A recent example of this was in her tweet: "So how's the hopey-changey thing working out for ya?"

Contrast Palin's tilt in the debate to the much anticipated speech that President Barack Obama gave after the shooting. Rising above the clamor, he said that political differences are real but should not be allowed to become the source of violence. He reached out to his opponents and asked for a compact of civility that would foreswear hate.

Watching television coverage and debates on the shooting of Congresswoman Giffords, I was struck by several things. One, the coverage was wall-to-wall. Two, there was a liberal slant to it in that most reporters and commentators pointed discreet fingers at the right-wing cable and radio mafia for hatemongering. Three, Sarah Palin got embroiled in it.

It’s much like what the Indian media do except the Americans did it in a sophisticated, understated and well-researched fashion. No screaming and shouting and rumor-mongering, just well-reasoned arguments.

Conversations on public affairs in India are sophomoric with opinions based on prejudice rather than facts; debates are in the nature of high school encounters; the discourse as a result is usually twisted and misses the point. Indeed, if America is a post-doctoral democracy, India is still to get into college.
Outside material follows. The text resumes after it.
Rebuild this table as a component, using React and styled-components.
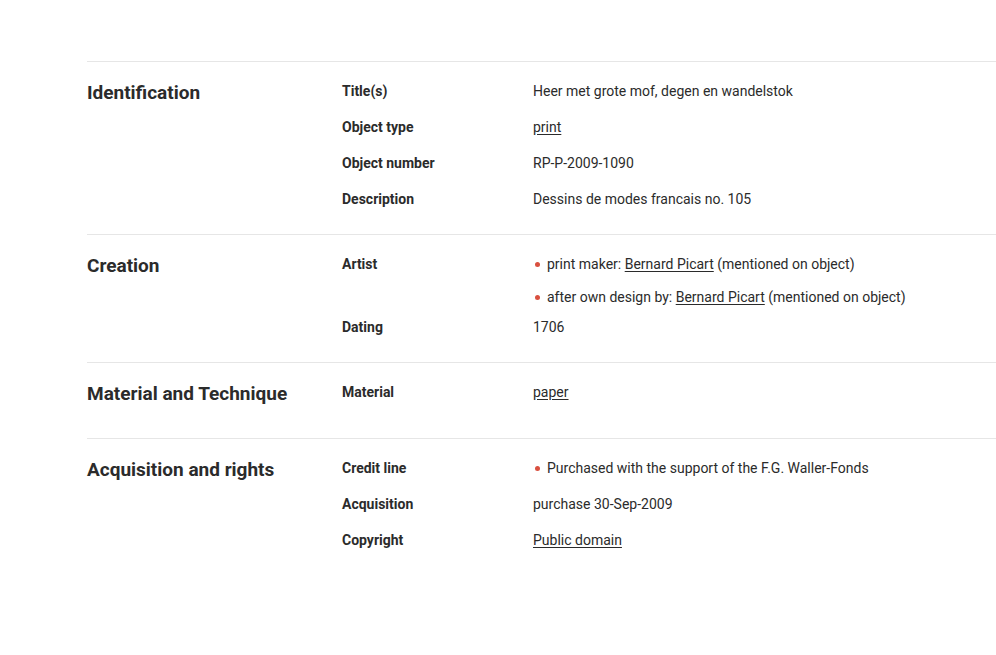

Though it may be not the most politically correct thing to say, fingers can be pointed at Mohandas Gandhi’s jibe. Asked what he thought of Western civilization, he said, “It would be a good idea.”

In that one smug remark, Gandhi dismissed the Renaissance, the Reformation and the Enlightenment, movements that raised the West to unprecedented heights of prosperity and civility.

Consider 21st century India: people urinate and defecate in public; female children are suffocated at birth; brides are snuffed out for lack of dowry; there is still hunger (India ranks number 94 in the global hunger chart); most people live without water and sanitation; cities are slums and villages dens of inequity and filth.

The legacy of Gandhi’s flippant remark can be observed in the immaturity of public discourse in India. Serious issues are subverted in the flush of smug opinions.